Rapporto Censis, che cosa resta dell’Italia

Un’Italia nel limbo a mezze tite, senza progettazione per il futuro, con la cultura collettiva prigioniera della cronaca e del consenso d’opinione. Famiglie e imprese restano in un recinto securizzante, ma inerziale.

Così il Rapporto Censis, giunto alla 49esima edizione, dipinge l’Italia del 2015. Nell’indifferenza del dibattito socio-politico, si va costruendo, secondo l’istituto di ricerca, uno sviluppo fatto di basi storiche, capacità inventiva e naturalezza dei processi oggi vincenti.

Ne sono esempio i giovani che vanno a lavorare all’estero o tentano la strada delle start up, le famiglie che accrescono il proprio patrimonio e lo mettono a reddito (con l’enorme incremento, ad esempio, dei bed & breakfast), le imprese che investono in innovazione continuata e green economy, i territori che diventano hub di relazionalità (la Milano dell’Expo come le città e i borghi turistici), la silenziosa integrazione degli stranieri nella nostra quotidianità.

A ciò si accompagna anche un’evoluzione più strutturata, con il nuovo made in Italy che si va formando nell’intreccio tra successo gastronomico e filiera agroalimentare, nell’integrazione crescente tra agricoltura e turismo (con l’implicito ruolo del patrimonio paesaggistico e culturale), nel settore dei «macchinari che fanno macchinari» (la vera punta di diamante della manifattura italiana).

La crisi della rappresentanza sociale

Nelle fasi di sviluppo precedenti, ampiamente studiate dal Censis, la domanda di riconoscimento della società era rivolta al mondo della rappresentanza sociale, alla dialettica socio-politica e al potere statuale. Ma oggi sono tre chiamate in causa cui è difficile dare seguito, perché sono tre realtà in crisi profonda. E anche perché la società appare ormai poco propensa a esprimersi come soggetto di domanda.

Si esprime invece in quella dinamica spontanea descritta sopra, che però è considerata residuale: un «resto» rispetto ai grandi temi che occupano la comunicazione di massa.

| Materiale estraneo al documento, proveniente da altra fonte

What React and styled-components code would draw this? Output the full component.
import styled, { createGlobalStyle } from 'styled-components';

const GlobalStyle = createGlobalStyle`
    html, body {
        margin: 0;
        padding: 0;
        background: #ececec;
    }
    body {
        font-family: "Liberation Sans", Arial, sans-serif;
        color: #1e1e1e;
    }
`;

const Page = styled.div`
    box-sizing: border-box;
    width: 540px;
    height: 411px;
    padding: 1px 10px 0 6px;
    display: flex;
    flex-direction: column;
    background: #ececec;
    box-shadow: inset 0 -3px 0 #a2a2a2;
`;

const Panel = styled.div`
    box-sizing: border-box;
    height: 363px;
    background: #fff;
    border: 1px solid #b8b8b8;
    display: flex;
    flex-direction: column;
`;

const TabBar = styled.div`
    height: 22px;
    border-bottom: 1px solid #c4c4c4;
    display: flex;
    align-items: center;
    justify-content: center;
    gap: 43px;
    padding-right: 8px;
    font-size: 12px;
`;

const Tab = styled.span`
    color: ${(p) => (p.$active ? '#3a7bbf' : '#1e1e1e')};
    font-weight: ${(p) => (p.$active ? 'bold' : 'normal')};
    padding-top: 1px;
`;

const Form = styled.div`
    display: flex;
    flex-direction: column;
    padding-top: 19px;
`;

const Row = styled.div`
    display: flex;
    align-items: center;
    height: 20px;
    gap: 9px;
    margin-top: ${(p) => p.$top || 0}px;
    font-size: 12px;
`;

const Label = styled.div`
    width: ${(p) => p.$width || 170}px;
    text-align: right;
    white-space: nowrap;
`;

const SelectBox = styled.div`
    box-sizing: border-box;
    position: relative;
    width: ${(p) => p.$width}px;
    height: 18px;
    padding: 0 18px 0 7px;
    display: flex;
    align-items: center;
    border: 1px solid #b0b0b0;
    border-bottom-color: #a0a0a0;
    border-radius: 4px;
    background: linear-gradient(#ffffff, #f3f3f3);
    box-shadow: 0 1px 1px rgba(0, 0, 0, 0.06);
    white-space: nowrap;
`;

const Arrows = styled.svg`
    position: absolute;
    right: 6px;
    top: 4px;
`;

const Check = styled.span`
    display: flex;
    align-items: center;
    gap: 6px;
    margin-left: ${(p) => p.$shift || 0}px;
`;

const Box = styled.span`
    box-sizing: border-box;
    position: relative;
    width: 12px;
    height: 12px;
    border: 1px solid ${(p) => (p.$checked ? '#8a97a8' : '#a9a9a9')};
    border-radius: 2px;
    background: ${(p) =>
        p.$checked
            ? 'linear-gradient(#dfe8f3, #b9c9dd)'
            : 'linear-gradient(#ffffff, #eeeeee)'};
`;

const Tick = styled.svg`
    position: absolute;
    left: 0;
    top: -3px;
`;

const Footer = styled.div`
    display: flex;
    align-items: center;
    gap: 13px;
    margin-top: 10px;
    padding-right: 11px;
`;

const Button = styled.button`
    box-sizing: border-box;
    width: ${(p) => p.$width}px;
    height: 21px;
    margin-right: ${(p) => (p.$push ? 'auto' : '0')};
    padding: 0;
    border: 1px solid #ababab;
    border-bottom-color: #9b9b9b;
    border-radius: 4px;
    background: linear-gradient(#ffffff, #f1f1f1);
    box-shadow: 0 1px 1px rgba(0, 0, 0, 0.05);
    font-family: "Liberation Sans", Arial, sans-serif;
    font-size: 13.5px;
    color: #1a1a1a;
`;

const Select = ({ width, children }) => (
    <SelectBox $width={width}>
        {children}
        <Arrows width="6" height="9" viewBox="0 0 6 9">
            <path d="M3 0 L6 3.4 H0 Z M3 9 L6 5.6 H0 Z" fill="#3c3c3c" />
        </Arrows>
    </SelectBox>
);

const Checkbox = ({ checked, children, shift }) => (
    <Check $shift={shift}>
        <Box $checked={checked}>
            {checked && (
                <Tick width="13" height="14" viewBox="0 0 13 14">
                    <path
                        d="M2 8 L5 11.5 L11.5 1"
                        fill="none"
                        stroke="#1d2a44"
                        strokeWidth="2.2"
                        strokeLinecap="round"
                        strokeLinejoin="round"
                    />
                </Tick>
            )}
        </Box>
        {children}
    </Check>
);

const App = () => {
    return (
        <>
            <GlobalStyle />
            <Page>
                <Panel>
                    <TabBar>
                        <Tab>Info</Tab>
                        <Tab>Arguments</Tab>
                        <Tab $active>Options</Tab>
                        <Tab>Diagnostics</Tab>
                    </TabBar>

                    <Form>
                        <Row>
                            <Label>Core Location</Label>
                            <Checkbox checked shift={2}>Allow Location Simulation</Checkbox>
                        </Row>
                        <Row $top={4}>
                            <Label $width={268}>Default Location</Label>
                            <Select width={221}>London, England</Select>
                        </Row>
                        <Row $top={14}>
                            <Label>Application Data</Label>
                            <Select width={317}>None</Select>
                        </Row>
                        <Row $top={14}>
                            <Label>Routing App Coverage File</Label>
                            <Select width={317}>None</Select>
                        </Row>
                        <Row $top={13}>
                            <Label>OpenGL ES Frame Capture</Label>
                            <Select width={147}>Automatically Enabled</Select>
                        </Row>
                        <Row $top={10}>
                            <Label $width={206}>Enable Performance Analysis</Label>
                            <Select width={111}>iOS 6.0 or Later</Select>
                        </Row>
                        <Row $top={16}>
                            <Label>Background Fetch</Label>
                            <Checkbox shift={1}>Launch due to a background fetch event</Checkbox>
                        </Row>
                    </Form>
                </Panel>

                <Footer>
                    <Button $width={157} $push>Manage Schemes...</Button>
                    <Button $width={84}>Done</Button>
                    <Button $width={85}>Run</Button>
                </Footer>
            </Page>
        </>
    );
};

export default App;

Ma il «resto», che finora non è entrato nella cronaca e nel dibattito socio-politico, comincia ad affermare una sua autoconsistenza. Nei movimenti tettonici che ci portano avanti «vince il resto»: quel che non accede al proscenio e alle luci della visibilità. È proprio dal «grande resto» che può cominciare a partire la riappropriazione della nostra identità collettiva.

«Cosa resta oggi del grande processo di globalizzazione vista come occidentalizzazione del mondo? Il policentrismo di tanti diversi sviluppi e la crescita faticosa di una poliarchia», ha detto Giuseppe De Rita, presidente del Censis, illustrando il Rapporto annuale dell’istituto.

«Nella nostra storia, il resto del mito della grande industria e dei settori avanzati è stata l’economia sommersa e lo sviluppo del lavoro autonomo. Il resto del mito dell’organizzazione complessa e del fordismo è stata la piccola impresa e la professionalizzazione molecolare. Il resto della lotta di classe nella grande fabbrica è stata la lunga deriva della cetomedizzazione. Il resto dell’attenzione all’egemonia della classe dirigente è stata la fungaia dei soggetti intermedi e la cultura dell’accompagnamento. Il resto del primato della metropoli è stato il localismo dei distretti e dei borghi. Il resto della spensierata stagione del consumismo (del consumo come status e della ricercatezza dei consumi) è la medietà del consumatore sobrio. Il resto della lunga stagione del primato delle ideologie è oggi l’empirismo continuato della società che evolve. E i processi di sviluppo reale del Paese qui descritti sono il resto delle tante discussioni sulla guerra degli ultimi giorni».